◆ Directions ◆
Working from the top of the listing below, retype each line through the line containing "const runLimbs = 'M6.900", both included, with no pictures.

◆ Dataset content ◆
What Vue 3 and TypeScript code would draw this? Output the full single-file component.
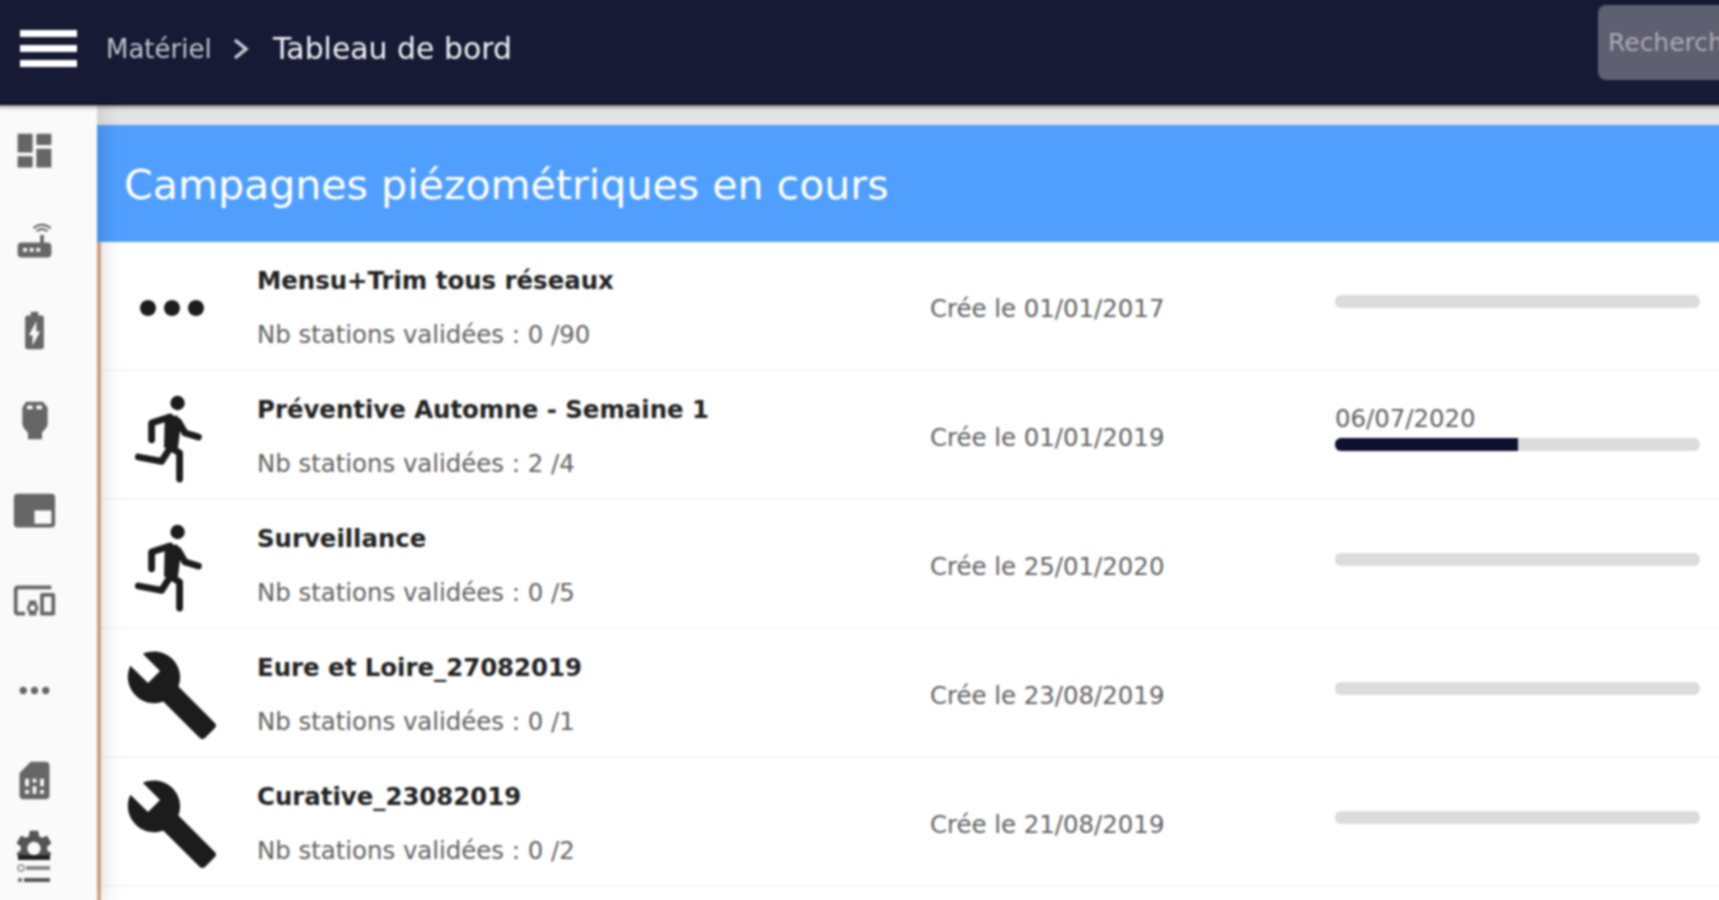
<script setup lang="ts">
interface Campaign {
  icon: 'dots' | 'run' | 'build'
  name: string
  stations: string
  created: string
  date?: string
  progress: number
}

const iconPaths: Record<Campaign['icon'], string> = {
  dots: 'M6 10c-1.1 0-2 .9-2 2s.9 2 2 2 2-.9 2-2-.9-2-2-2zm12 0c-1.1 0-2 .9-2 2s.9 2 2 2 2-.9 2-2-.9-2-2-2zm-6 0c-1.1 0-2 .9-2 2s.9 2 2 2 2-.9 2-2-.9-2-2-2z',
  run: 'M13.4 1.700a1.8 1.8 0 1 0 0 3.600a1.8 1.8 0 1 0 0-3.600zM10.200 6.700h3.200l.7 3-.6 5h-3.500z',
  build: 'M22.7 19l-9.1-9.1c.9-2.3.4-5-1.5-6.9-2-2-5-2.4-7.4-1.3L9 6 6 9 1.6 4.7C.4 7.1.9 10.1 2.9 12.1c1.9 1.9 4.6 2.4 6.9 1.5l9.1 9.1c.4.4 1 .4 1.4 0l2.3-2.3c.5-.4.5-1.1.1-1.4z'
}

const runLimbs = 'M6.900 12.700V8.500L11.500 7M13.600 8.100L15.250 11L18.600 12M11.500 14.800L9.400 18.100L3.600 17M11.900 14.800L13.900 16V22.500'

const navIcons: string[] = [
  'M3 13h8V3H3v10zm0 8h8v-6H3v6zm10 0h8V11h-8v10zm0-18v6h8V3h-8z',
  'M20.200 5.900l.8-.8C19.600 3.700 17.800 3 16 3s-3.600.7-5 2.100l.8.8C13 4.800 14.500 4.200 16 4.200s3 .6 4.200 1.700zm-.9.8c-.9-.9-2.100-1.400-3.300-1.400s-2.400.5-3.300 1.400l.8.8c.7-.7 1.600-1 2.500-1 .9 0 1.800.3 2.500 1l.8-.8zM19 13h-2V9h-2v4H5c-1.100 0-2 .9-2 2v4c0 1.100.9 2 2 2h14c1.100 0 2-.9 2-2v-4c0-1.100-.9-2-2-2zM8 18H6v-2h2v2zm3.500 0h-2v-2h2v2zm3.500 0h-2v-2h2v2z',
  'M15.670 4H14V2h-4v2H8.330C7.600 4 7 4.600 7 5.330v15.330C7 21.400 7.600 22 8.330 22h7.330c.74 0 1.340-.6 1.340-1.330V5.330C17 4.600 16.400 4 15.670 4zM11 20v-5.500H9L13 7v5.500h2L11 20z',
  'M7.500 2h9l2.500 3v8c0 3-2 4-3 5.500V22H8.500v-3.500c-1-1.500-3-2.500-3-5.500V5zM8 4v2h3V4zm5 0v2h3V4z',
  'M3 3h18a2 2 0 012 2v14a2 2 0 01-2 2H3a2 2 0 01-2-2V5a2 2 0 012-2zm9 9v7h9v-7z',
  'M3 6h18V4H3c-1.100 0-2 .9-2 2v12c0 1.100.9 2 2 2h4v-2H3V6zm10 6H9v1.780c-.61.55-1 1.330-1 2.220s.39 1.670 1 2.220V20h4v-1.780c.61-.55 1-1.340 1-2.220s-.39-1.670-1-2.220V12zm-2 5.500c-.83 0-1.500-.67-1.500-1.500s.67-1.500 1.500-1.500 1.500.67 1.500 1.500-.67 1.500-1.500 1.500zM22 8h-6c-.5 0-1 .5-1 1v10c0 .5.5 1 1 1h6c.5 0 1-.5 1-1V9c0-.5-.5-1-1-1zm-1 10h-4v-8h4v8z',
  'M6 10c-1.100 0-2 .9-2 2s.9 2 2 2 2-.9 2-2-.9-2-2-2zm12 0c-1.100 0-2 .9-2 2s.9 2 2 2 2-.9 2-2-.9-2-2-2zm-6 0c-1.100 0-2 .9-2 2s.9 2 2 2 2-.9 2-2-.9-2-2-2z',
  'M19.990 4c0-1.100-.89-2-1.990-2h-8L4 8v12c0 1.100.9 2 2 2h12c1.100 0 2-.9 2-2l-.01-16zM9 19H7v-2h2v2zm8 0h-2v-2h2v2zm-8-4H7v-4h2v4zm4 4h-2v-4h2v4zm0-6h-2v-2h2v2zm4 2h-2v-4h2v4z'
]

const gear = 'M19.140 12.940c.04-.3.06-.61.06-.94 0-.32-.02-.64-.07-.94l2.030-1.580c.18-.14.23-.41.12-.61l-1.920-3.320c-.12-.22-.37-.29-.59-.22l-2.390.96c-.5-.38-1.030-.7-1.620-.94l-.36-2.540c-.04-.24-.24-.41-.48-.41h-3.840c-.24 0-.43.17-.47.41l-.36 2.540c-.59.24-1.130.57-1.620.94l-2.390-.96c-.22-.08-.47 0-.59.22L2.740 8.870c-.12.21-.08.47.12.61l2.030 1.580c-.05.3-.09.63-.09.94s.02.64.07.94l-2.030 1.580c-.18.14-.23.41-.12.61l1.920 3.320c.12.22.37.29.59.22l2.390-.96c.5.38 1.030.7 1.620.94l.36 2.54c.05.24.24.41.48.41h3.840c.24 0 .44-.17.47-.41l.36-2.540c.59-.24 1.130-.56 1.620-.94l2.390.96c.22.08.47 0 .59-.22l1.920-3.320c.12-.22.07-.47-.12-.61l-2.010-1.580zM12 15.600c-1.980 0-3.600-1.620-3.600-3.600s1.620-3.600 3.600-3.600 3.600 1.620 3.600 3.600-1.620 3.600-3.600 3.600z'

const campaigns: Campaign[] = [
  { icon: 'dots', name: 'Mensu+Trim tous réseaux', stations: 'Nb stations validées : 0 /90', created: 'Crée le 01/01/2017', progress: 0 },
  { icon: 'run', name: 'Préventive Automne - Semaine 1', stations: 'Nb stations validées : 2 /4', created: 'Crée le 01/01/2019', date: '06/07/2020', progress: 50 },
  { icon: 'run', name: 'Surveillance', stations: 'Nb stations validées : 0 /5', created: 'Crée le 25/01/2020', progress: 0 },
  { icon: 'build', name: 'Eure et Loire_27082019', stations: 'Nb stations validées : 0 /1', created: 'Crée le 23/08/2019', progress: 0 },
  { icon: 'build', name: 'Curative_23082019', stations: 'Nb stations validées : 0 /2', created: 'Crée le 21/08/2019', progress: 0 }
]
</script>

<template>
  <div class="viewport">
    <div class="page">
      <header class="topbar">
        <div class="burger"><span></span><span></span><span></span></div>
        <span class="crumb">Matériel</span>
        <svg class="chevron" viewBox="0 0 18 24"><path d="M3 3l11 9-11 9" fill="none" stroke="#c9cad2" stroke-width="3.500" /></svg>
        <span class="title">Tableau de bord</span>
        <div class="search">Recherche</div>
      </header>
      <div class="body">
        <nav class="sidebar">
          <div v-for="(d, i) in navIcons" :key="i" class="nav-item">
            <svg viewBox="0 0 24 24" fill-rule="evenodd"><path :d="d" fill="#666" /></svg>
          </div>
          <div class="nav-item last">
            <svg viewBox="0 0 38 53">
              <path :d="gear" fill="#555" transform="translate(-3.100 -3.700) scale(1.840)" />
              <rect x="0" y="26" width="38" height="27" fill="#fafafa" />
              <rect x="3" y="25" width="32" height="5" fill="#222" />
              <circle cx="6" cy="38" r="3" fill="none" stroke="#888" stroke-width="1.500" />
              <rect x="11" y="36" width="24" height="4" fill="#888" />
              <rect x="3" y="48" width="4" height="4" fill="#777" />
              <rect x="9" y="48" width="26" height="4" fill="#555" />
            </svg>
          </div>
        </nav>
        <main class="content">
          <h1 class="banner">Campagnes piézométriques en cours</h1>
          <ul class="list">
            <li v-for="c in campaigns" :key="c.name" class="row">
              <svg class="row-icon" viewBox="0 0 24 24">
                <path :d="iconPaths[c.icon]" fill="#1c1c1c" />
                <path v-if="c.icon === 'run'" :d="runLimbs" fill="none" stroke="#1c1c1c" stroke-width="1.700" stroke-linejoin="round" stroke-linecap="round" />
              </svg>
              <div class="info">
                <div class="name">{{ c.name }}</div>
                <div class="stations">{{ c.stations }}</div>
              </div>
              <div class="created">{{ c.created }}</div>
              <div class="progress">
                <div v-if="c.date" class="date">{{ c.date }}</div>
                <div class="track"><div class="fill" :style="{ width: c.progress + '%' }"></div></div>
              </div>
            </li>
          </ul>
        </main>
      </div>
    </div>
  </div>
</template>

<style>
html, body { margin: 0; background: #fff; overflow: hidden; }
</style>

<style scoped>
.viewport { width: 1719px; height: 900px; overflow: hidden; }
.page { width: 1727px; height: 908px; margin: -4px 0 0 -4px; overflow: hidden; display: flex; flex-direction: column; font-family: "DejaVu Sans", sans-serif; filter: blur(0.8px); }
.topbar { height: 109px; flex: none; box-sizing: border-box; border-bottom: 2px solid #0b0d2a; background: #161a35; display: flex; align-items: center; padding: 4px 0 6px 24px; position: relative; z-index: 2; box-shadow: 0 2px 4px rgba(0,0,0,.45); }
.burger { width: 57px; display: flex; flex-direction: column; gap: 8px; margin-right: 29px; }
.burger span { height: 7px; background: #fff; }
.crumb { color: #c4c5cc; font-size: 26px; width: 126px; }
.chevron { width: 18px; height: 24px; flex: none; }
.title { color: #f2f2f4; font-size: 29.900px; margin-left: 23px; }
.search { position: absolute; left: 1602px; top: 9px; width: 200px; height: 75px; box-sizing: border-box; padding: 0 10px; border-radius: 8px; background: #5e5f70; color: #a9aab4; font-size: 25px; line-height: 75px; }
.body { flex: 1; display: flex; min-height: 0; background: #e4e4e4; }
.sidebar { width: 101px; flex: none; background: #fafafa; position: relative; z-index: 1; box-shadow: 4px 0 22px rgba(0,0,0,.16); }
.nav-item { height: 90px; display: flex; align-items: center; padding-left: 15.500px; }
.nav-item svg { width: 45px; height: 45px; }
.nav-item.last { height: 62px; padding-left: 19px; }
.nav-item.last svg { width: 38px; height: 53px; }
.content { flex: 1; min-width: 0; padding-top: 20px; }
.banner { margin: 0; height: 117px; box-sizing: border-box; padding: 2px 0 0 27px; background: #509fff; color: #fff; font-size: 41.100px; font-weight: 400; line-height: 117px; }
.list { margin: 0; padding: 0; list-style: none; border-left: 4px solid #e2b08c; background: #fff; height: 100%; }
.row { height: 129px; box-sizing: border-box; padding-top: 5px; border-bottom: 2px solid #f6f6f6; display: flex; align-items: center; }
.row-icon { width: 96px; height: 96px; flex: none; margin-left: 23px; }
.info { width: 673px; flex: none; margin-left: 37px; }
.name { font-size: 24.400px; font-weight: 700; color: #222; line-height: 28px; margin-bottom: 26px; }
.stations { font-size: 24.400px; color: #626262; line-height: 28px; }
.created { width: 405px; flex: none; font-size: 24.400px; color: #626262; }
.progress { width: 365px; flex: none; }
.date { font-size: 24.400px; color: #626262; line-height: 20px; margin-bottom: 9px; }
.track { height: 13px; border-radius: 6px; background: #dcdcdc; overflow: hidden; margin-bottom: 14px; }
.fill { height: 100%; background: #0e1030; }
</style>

◆ The output ◆
What Vue 3 and TypeScript code would draw this? Output the full single-file component.
<script setup lang="ts">
interface Campaign {
  icon: 'dots' | 'run' | 'build'
  name: string
  stations: string
  created: string
  date?: string
  progress: number
}

const iconPaths: Record<Campaign['icon'], string> = {
  dots: 'M6 10c-1.1 0-2 .9-2 2s.9 2 2 2 2-.9 2-2-.9-2-2-2zm12 0c-1.1 0-2 .9-2 2s.9 2 2 2 2-.9 2-2-.9-2-2-2zm-6 0c-1.1 0-2 .9-2 2s.9 2 2 2 2-.9 2-2-.9-2-2-2z',
  run: 'M13.4 1.700a1.8 1.8 0 1 0 0 3.600a1.8 1.8 0 1 0 0-3.600zM10.200 6.700h3.200l.7 3-.6 5h-3.500z',
  build: 'M22.7 19l-9.1-9.1c.9-2.3.4-5-1.5-6.9-2-2-5-2.4-7.4-1.3L9 6 6 9 1.6 4.7C.4 7.1.9 10.1 2.9 12.1c1.9 1.9 4.6 2.4 6.9 1.5l9.1 9.1c.4.4 1 .4 1.4 0l2.3-2.3c.5-.4.5-1.1.1-1.4z'
}

const runLimbs = 'M6.900 12.700V8.500L11.500 7M13.600 8.100L15.250 11L18.600 12M11.500 14.800L9.400 18.100L3.600 17M11.900 14.800L13.900 16V22.500'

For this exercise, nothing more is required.